L’article 4 du texte législatif indique notamment que « lorsque, dans l’intérêt de l’enfant, un tel maintien dans son milieu familial n’est pas possible, la décision doit tendre à confier l’enfant à des personnes qui lui sont les plus significatives, notamment les grands-parents et les autres membres de la famille élargie ».

L’APTS recommande de retirer complètement la mention « n’est pas possible » – qui revient à trois reprises dans l’article de loi – pour s’assurer que Québec atteint son objectif « d’ancrer plus solidement » le principe de primauté de l’enfant, qui doit guider le travail des intervenants sur le terrain, à toutes les étapes.

Selon le syndicat, le projet de loi 15 « pourrait, à plusieurs égards, aller plus loin pour assurer le bien-être des enfants et camper la primauté de leurs intérêts dans toutes les décisions les concernant ». L’APTS cite l’introduction de nouvelles procédures judiciaires « difficiles à appliquer et préjudiciables à l’enfant ». L’Alliance présentera une dizaine de recommandations au gouvernement Legault, mardi.

Augmentation des ressources

Le syndicat salue les visées du ministre Carmant dans sa réforme et écrit que « la législation est un levier d’action nécessaire pour améliorer le bien-être des enfants de la province ». Mais l’APTS rappelle que les lois « demeurent à l’état de symbole tant et aussi longtemps qu’elles ne sont pas appliquées » et qu’en ce qui concerne le projet de loi 15, « ce travail d’application reviendra en écrasante majorité au personnel des centres jeunesse et particulièrement aux intervenantes ».

« Or, nous connaissons les conditions de plus en plus difficiles dans lesquelles ils et elles exercent, l’épuisement et l’exode que ces conditions de travail et de pratique produisent et les impacts délétères que ce manque de considération pour la mission a ultimement sur le bien-être des enfants », peut-on lire dans le mémoire. L’APTS demande en ce sens que Québec établisse « un bouclier de protection budgétaire pour les services de protection de la jeunesse ».

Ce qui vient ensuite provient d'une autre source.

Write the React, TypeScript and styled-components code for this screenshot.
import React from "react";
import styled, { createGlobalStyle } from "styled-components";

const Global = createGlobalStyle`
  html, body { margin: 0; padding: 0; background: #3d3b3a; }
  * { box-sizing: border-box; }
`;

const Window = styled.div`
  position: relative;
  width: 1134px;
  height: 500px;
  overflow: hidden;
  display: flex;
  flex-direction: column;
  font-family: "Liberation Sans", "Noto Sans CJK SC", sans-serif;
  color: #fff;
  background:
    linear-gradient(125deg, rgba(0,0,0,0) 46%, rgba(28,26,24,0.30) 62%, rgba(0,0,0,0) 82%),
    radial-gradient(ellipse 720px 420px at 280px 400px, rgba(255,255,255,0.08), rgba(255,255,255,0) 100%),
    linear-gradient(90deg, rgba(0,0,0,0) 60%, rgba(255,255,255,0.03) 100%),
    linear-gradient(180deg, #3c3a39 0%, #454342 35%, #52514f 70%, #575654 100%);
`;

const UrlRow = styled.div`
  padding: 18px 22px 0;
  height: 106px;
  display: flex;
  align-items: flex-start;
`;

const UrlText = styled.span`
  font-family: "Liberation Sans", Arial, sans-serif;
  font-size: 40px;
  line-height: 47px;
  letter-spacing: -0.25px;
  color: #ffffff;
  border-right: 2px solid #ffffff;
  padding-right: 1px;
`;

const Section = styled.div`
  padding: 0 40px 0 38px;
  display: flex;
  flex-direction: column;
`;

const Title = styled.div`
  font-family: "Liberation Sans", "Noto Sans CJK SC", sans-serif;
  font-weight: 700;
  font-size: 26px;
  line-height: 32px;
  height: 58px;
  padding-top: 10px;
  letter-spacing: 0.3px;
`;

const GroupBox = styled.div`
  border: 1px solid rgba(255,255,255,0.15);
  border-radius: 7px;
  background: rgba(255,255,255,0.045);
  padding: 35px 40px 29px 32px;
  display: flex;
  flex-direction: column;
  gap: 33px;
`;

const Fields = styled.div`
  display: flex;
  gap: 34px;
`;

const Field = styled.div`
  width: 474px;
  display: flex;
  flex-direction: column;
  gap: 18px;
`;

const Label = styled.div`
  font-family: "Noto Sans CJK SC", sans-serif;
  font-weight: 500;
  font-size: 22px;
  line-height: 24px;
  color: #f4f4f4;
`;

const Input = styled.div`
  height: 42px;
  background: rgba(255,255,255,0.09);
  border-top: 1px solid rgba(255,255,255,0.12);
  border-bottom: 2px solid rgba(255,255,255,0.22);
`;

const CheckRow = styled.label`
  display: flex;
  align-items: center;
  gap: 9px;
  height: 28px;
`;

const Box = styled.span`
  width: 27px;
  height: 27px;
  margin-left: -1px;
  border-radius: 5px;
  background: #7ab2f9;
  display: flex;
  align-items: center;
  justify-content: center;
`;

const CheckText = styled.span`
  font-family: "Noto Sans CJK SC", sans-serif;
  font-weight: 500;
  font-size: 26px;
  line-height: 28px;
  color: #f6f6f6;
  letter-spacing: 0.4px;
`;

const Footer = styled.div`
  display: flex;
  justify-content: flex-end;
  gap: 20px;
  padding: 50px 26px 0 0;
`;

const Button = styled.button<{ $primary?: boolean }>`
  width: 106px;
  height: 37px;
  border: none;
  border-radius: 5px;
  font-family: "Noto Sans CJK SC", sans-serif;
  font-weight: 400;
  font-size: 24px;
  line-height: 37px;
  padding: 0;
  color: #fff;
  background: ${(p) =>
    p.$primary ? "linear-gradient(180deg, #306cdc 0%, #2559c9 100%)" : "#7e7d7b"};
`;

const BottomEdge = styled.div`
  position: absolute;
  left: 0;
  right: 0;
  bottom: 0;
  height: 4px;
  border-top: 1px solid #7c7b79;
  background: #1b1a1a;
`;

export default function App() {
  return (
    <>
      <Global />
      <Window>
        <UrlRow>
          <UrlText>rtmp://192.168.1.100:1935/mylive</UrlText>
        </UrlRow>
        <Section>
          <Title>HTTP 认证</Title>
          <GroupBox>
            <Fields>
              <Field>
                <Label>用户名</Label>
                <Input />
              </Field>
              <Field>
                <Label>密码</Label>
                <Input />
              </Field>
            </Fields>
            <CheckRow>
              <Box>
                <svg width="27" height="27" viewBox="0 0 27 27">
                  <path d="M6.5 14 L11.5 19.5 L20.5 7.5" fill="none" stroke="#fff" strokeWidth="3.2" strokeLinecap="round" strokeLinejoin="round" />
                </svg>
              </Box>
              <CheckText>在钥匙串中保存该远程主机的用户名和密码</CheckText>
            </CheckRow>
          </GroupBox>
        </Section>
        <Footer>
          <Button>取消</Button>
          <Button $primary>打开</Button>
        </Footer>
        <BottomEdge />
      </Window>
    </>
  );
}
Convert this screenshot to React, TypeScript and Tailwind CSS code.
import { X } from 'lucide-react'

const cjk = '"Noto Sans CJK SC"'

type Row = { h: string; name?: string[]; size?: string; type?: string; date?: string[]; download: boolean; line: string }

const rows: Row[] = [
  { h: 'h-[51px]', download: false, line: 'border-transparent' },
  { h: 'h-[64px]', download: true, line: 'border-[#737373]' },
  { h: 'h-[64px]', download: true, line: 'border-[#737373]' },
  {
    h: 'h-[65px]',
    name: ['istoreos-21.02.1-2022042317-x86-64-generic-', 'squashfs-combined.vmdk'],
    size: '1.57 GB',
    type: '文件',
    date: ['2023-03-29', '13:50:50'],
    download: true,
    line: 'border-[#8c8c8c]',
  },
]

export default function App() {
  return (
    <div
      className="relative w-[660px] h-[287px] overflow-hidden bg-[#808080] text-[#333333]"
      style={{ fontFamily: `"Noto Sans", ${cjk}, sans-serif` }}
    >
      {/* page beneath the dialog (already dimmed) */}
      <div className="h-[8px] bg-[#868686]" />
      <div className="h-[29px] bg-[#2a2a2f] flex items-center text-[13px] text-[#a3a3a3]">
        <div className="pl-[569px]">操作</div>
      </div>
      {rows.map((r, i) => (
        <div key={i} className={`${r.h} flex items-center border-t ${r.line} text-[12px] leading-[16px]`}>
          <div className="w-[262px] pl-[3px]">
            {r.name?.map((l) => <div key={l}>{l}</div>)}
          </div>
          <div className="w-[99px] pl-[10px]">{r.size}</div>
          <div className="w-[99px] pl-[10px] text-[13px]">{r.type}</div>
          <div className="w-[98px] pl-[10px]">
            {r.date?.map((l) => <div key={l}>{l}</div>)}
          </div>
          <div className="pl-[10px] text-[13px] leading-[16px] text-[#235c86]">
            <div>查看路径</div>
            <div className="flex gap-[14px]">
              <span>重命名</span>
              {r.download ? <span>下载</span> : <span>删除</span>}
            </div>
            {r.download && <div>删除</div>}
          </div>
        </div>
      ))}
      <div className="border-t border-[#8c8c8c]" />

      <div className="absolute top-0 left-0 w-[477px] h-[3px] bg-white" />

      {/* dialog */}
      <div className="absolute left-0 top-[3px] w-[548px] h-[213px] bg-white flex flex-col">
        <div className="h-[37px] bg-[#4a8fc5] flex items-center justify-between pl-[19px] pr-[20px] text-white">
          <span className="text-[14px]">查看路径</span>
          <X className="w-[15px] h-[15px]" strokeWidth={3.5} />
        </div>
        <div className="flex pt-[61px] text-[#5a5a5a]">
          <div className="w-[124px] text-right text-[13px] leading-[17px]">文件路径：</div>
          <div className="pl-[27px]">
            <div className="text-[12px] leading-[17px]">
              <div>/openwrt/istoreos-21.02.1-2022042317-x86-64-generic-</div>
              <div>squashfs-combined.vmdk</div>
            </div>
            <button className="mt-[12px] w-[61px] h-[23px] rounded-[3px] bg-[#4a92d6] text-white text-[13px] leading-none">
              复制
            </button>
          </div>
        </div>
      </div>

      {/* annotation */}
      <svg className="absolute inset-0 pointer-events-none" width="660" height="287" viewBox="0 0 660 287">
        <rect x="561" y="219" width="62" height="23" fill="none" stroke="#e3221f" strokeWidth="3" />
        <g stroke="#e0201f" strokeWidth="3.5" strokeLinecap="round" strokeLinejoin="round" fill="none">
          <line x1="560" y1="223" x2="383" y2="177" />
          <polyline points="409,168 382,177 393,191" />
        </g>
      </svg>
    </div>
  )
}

PHOTO ROBERT SKINNER, ARCHIVES LA PRESSE

Régine Laurent

Le projet de loi 15 découle des recommandations de la Commission spéciale sur les droits des enfants et la protection de la jeunesse (commission Laurent), ordonnée dans la foulée de la mort tragique de la fillette de Granby, au printemps 2019. C’est d’ailleurs la présidente de cette commission, Régine Laurent, qui sera la première participante à prendre la parole dans le cadre des consultations, mardi.